True, with a few mild exceptions -- say Scorsese's one-time passion project The Last Temptation of Christ, a lightning rod turned revisionist curio nearly two decades after its turbulent release. Barry Diller, whose uncertainty about the material helped doom the film to turnaround when he was Paramount Pictures' chairman in the early '80s, wasn't having any of the MoMA magnanimity.

"Mr. Diller, is there a particular Scorsese film or anecdote that's your favorite?" I asked.

Diller smiled. Or winced. "I wish Mr. Scorsese well," he said.
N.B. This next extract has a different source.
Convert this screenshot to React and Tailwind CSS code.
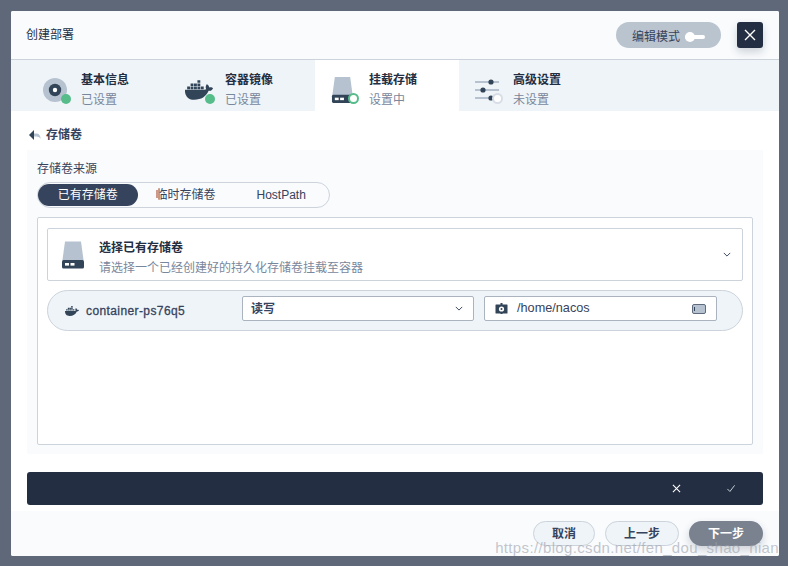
import React from 'react';
import { FaDocker } from 'react-icons/fa';

const DiskIcon = ({ className }) => (
  <svg viewBox="0 0 24 28" className={className}>
    <path d="M4 0.500h16l2.600 19H1.400z" fill="#b6c2cf" />
    <rect x="1" y="19" width="22" height="8.500" rx="1.500" fill="#324558" />
    <rect x="4" y="22" width="4" height="2.600" fill="#fff" />
    <rect x="9.500" y="22" width="4" height="2.600" fill="#fff" />
  </svg>
);

const GaugeIcon = () => (
  <svg viewBox="0 0 24 24" className="w-6 h-6">
    <circle cx="12" cy="12" r="12" fill="#b6c2cf" />
    <circle cx="12" cy="12" r="6.200" fill="#324558" />
    <circle cx="12" cy="12" r="2.200" fill="#fff" />
  </svg>
);

const SlidersIcon = () => (
  <svg viewBox="0 0 24 24" className="w-6 h-6">
    <rect x="0" y="3" width="24" height="2" fill="#b6c2cf" />
    <rect x="0" y="11" width="24" height="2" fill="#b6c2cf" />
    <rect x="0" y="19" width="18" height="2" fill="#b6c2cf" />
    <circle cx="16" cy="4" r="2.600" fill="#324558" />
    <circle cx="8" cy="12" r="2.600" fill="#324558" />
    <circle cx="16" cy="20" r="2.600" fill="#324558" />
  </svg>
);

const Tab = ({ icon, title, status, active, dot }) => (
  <div className={`w-[144px] h-full flex items-center pl-[16px] pt-[9px] ${active ? 'bg-white' : ''}`}>
    <div className="relative w-[38px] h-[30px] flex items-center justify-start">
      {icon}
      {dot === 'done' && <span className="absolute left-[18px] top-[19px] w-[10px] h-[10px] rounded-full bg-[#55bc8a]" />}
      {dot === 'doing' && <span className="absolute left-[17px] top-[18px] w-[11px] h-[11px] rounded-full bg-white border-[2px] border-[#55bc8a]" />}
      {dot === 'todo' && <span className="absolute left-[17px] top-[18px] w-[11px] h-[11px] rounded-full bg-white border-[2px] border-[#d8dee5]" />}
    </div>
    <div>
      <div className="text-[12px] leading-[20px] font-semibold text-[#242e42]">{title}</div>
      <div className="text-[12px] leading-[20px] text-[#79879c]">{status}</div>
    </div>
  </div>
);

const App = () => {
  return (
    <div className="relative w-[788px] h-[566px] overflow-hidden bg-[#5f6878] pt-[11px] pl-[11px] font-['Liberation_Sans','Noto_Sans_CJK_SC',sans-serif]">
      <div className="w-[768px] h-[545px] flex flex-col rounded-[2px] bg-white overflow-hidden">
        {/* header */}
        <div className="h-[49px] shrink-0 flex items-center justify-between pl-[15px] pr-[16px] bg-[#f9fbfd] border-b border-[#ccd3db]">
          <div className="text-[12px] text-[#242e42]">创建部署</div>
          <div className="flex items-center gap-[16px]">
            <div className="w-[105px] h-[26px] pt-[3px] rounded-full bg-[#bac4ce] flex items-center pl-[16px] text-[12px] text-[#36435c]">
              <span>编辑模式</span>
              <span className="relative ml-[5px] w-[20px] h-[4px] rounded-full bg-white">
                <span className="absolute left-0 -top-[3px] w-[10px] h-[10px] rounded-full bg-white" />
              </span>
            </div>
            <div className="w-[26px] h-[26px] rounded-[3px] bg-[#242e42] shadow-[0_4px_8px_rgba(36,46,66,0.2)] flex items-center justify-center">
              <svg viewBox="0 0 12 12" className="w-[12px] h-[12px]"><path d="M1 1l10 10M11 1L1 11" stroke="#fff" strokeWidth="1.400" fill="none" /></svg>
            </div>
          </div>
        </div>

        {/* tabs */}
        <div className="h-[51px] shrink-0 pl-[16px] bg-[#eff4f9] flex">
          <Tab icon={<GaugeIcon />} title="基本信息" status="已设置" dot="done" />
          <Tab icon={<FaDocker className="-ml-[2px] w-[28px] h-[28px] text-[#324558]" />} title="容器镜像" status="已设置" dot="done" />
          <Tab active icon={<DiskIcon className="w-[23px] h-[28px]" />} title="挂载存储" status="设置中" dot="doing" />
          <Tab icon={<SlidersIcon />} title="高级设置" status="未设置" dot="todo" />
        </div>

        {/* body */}
        <div className="flex-1 px-[16px] bg-white flex flex-col">
          <div className="h-[39px] shrink-0 pt-[9px] flex items-center pl-[2px] gap-[5px] text-[12px] font-semibold text-[#36435c]">
            <svg viewBox="0 0 12 10" className="w-[12px] h-[10px]">
              <path d="M5 0v10L0 5z" fill="#324558" />
              <path d="M5 3.500h2.500c2.500 0 4 2 4.200 5.500C10.500 7 9 6.500 5 6.500z" fill="#b6c2cf" />
            </svg>
            <span>存储卷</span>
          </div>

          <div className="h-[304px] shrink-0 bg-[#f9fbfd] px-[10px] pt-[11px] flex flex-col">
            <div className="text-[12px] leading-[16px] text-[#36435c]">存储卷来源</div>
            <div className="mt-[5px] w-[293px] h-[26px] rounded-full border border-[#ccd3db] bg-[#f9fbfd] flex items-center text-[12px] text-[#36435c]">
              <div className="w-[100px] h-[22px] rounded-full bg-[#36435c] text-white flex items-center justify-center">已有存储卷</div>
              <div className="w-[96px] text-center">临时存储卷</div>
              <div className="w-[96px] text-center">HostPath</div>
            </div>

            <div className="mt-[9px] h-[228px] rounded-[2px] border border-[#ccd3db] bg-white px-[9px] pt-[10px] flex flex-col">
              <div className="h-[53px] shrink-0 rounded-[2px] border border-[#ccd3db] flex items-center pl-[13px] pr-[11px]">
                <DiskIcon className="w-[24px] h-[28px]" />
                <div className="ml-[14px] flex-1 pt-[6px]">
                  <div className="text-[12px] leading-[20px] font-semibold text-[#242e42]">选择已有存储卷</div>
                  <div className="text-[12px] leading-[20px] text-[#79879c]">请选择一个已经创建好的持久化存储卷挂载至容器</div>
                </div>
                <svg viewBox="0 0 10 6" className="w-[8px] h-[5px]"><path d="M1 1l4 4 4-4" stroke="#36435c" strokeWidth="1.200" fill="none" /></svg>
              </div>

              <div className="mt-[9px] h-[41px] shrink-0 rounded-full border border-[#ccd3db] bg-[#eff4f9] flex items-center pl-[17px] pr-[25px]">
                <FaDocker className="w-[14px] h-[14px] text-[#324558]" />
                <span className="ml-[7px] w-[156px] text-[12px] tracking-[0.4px] text-[#36435c] [-webkit-text-stroke:0.3px_#36435c]">container-ps76q5</span>
                <div className="mb-[4px] h-[25px] w-[232px] rounded-[2px] border border-[#abb4be] bg-white flex items-center justify-between pl-[8px] pr-[10px] text-[12px] text-[#36435c]">
                  <span className="font-semibold">读写</span>
                  <svg viewBox="0 0 10 6" className="w-[8px] h-[5px]"><path d="M1 1l4 4 4-4" stroke="#36435c" strokeWidth="1.200" fill="none" /></svg>
                </div>
                <div className="mb-[4px] ml-[10px] h-[25px] w-[233px] rounded-[2px] border border-[#abb4be] bg-white flex items-center pl-[10px] pr-[10px] text-[12.7px] text-[#36435c]">
                  <svg viewBox="0 0 12 11" className="w-[13px] h-[11px]">
                    <rect x="0" y="1.500" width="12" height="9" rx="0.500" fill="#324558" />
                    <rect x="5" y="0" width="2" height="11" fill="#324558" />
                    <circle cx="6" cy="6" r="2.600" fill="#fff" />
                    <circle cx="6" cy="6" r="1" fill="#324558" />
                  </svg>
                  <span className="ml-[9px] flex-1">/home/nacos</span>
                  <span className="w-[14px] h-[10px] rounded-[2px] border-[1.5px] border-[#5f6b7c] bg-[#b6c2cf] flex items-center pl-[1px]">
                    <span className="w-[1px] h-[4px] bg-[#324558]" />
                  </span>
                </div>
              </div>
            </div>
          </div>

          <div className="mt-[18px] h-[33px] shrink-0 rounded-[3px] bg-[#242e42] flex items-center justify-end">
            <svg viewBox="0 0 10 10" className="w-[9px] h-[9px]"><path d="M1 1l8 8M9 1L1 9" stroke="#fff" strokeWidth="1.200" fill="none" /></svg>
            <svg viewBox="0 0 10 10" className="ml-[45px] mr-[27px] w-[10px] h-[9px]"><path d="M1 5.500l2.800 2.800L9 1.500" stroke="#d8dee5" strokeWidth="1" fill="none" /></svg>
          </div>
        </div>

        {/* footer */}
        <div className="h-[45px] shrink-0 mt-[6px] bg-[#f9fbfd] flex items-start justify-end gap-[10px] pt-[10px] pr-[16px] text-[12px] font-semibold">
          <div className="w-[62px] h-[25px] pt-[1px] rounded-full border border-[#ccd3db] bg-[#eff4f9] text-[#36435c] flex items-center justify-center">取消</div>
          <div className="w-[74px] h-[25px] pt-[1px] rounded-full border border-[#ccd3db] bg-[#eff4f9] text-[#36435c] flex items-center justify-center">上一步</div>
          <div className="w-[74px] h-[25px] pt-[1px] rounded-full bg-[#7a8290] text-white shadow-[0_4px_8px_rgba(36,46,66,0.2)] flex items-center justify-center">下一步</div>
        </div>
      </div>

      {/* blog watermark */}
      <div className="absolute right-[9px] top-[538px] text-[15px] leading-[20px] tracking-[0.35px] text-[#9aa0ab]/60">https://blog.csdn.net/fen_dou_shao_nian</div>
    </div>
  );
};

export default App;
"Come on, there's got to be just one?"

"I'm sorry, I can't."

Neither could Michael Ovitz, Scorsese's former agent who finally pushed Temptation through at Universal when he was on top of the world at CAA. "I represented him for 25 years," Ovitz told me. "There's 2,500 stories and they're all good. He knows more about film than any person I've ever met in my life -- in 40 years in this business. He's extraordinarily deep in his film history, and he's literally in love with the medium."

"OK. So maybe there's a favorite film?" I said.

"I have six or eight of them."

"Choose one."

Ovitz grinned, cocking his head over his shoulder as turned away. "That's like asking to choose between your children."